Há 10 mil milhões de euros que saíram do país para offshores entre 2011 e 2014 que não foram alvo de qualquer “controlo inspetivo”. Os dados constavam das declarações entregues pelos bancos à Autoridade Tributária, mas não entraram no sistema central informático da máquina fiscal e, por isso, não foram objeto de qualquer inspeção. A consequência? É impossível para já afirmar com certeza que não tenha havido perda de receita fiscal para o Estado.
“Não estou em condições de dizer que há zero cêntimos de impostos em falta”, assumiu ontem o secretário de Estado dos Assuntos Fiscais, Fernando Rocha Andrade, na Comissão de Orçamento e Finanças.
Impostos prescritos?
O que Rocha Andrade também não pode garantir é que o fisco ainda esteja a tempo de recuperar todos os impostos que seriam devidos em relação a estas transferências. É que, se o anterior governo aumentou de quatro para 12 anos o prazo de caducidade das dívidas fiscais, é possível que haja impostos devidos relacionados com a origem do dinheiro transferido que já podem ter prescrito.
O governante considera que “é juridicamente duvidoso que a caducidade de 12 anos se aplique a operações nacionais que estejam na origem dos rendimentos transferidos”, pois sempre que há inspeções sobre transferências para paraísos fiscais analisa-se não só os impostos que poderão ter de ser pagos na sequências dessas operações, mas também se foram declarados e pagos os rendimentos que foram transferidos.
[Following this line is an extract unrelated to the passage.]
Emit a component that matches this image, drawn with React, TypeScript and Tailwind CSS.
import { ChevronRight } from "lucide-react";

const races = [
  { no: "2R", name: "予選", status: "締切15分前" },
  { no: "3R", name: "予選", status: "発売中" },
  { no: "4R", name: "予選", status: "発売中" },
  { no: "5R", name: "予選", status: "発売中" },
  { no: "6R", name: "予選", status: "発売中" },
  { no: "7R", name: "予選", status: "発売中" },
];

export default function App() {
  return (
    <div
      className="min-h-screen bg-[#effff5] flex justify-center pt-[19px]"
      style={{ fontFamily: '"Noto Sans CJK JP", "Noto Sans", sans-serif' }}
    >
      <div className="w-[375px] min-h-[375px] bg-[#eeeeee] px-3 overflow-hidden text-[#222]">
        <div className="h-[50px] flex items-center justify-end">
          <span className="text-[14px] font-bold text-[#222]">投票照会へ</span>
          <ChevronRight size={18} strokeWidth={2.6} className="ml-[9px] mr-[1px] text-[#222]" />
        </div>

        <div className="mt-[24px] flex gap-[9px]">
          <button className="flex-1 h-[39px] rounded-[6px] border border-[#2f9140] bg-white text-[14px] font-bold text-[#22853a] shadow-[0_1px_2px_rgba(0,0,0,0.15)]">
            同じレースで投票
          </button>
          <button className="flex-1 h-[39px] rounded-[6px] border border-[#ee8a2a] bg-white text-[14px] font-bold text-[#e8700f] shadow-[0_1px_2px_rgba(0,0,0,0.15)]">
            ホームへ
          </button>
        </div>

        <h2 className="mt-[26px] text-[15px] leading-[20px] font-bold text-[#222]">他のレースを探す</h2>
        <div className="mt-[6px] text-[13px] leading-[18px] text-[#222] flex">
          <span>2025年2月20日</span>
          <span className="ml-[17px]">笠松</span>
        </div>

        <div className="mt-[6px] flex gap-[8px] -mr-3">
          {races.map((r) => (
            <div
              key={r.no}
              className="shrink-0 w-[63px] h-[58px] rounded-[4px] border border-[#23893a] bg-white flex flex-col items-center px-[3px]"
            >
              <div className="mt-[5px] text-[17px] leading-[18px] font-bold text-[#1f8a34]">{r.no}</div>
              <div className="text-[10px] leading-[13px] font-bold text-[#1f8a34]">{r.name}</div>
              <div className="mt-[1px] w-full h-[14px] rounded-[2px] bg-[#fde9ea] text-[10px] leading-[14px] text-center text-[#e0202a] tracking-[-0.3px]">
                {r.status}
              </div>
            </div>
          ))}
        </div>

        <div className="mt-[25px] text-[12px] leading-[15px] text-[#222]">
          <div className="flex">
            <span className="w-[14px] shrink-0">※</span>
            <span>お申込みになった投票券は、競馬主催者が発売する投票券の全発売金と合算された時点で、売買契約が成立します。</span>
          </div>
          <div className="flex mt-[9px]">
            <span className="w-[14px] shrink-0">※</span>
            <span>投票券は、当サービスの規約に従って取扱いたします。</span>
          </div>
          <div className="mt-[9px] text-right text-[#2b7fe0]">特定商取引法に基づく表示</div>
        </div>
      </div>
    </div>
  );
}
O trabalho de inspeção que a Autoridade Tributária tem pela frente não será, contudo, fácil. É que os 10 mil milhões transferidos entre 2011 e 2014 correspondem a 14 484 transferências e agora é preciso que os serviços identifiquem o risco destas operações para as submeterem ou não a inspeções.
Com os dados que já tem na mão, Rocha Andrade ainda não consegue ser muito preciso sobre o que está em causa nestas mais de 14 mil transferências, mas há já alguns elementos que permitem perceber do que se está a falar.
Valor oculto superior
O primeiro que salta à vista é que o valor médio destas “transferências ocultas” – que não constam das estatísticas nem estão no sistema informático do fisco – é muito superior ao das cerca de 34 mil transferências cujos dados estão completos no sistema central da Autoridade Tributária. É que estes 10 mil milhões de euros são um valor “cerca de 21 vezes superior” – como revelou ontem Rocha Andrade – aos dados totais de transferências para offshores entre 2011 e 2014 que eram conhecidos até ao verão do ano passado.
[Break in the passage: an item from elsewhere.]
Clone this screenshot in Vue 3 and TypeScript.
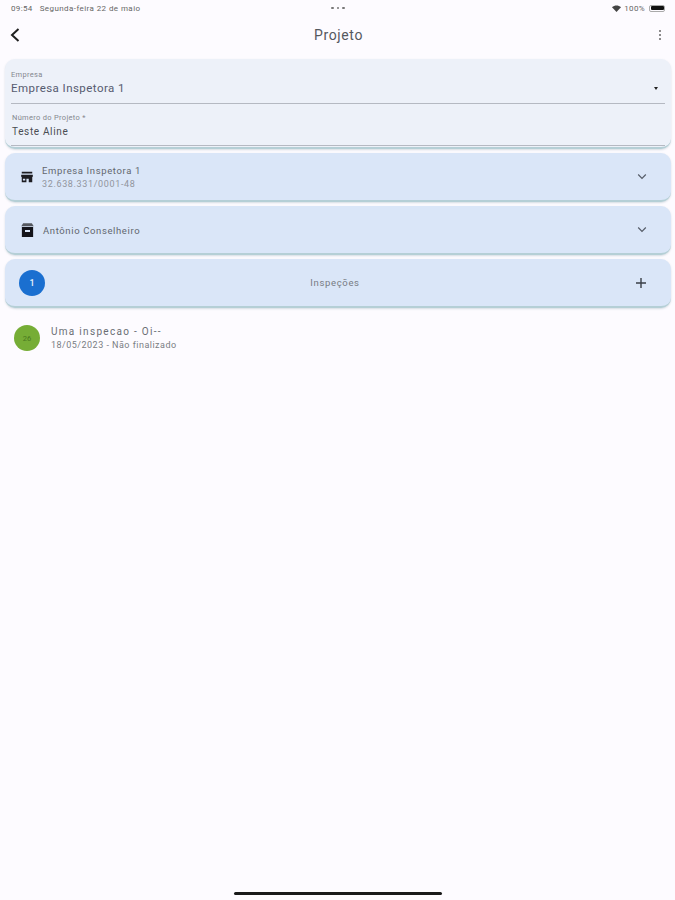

“O valor oculto em 2014 ultrapassou o valor declarado”, disse Rocha Andrade, explicando que está agora “a tentar compreender se a caracterização das transferências ocultas é ou não idêntica às que foram publicadas”.
O que já se sabe é que 80% destas transferências foram feitas por pessoas coletivas. E que cerca de 58% correspondem a transferências para outra conta de um mesmo titular. Ou seja, apenas 33% são imputáveis ao pagamento de bens e serviços, o que é relevante porque, à partida, este tipo de pagamentos de faturas não estão sujeitos, por si só, ao pagamento de impostos. O que é preciso é perceber se, em relação a esses 58%, haveria ou não impostos a pagar.
Outro dado que o secretário de Estado dos Assuntos Fiscais ontem adiantou é que 97% de todas as transferências para o Panamá estão no lote das transferências ocultas e que mais de 90% das transferências para as Antilhas Holandesas também fazem parte destas mais de 14 mil que não foram publicadas em estatísticas nem entraram no sistema informático da Autoridade Tributária.
O que Rocha Andrade não quis revelar foi se há ou não particular concentração de operações realizadas por um banco em especial. “Na incerteza ainda sobre os limites do sigilo, preferia não responder”, limitou-se a afirmar o governante.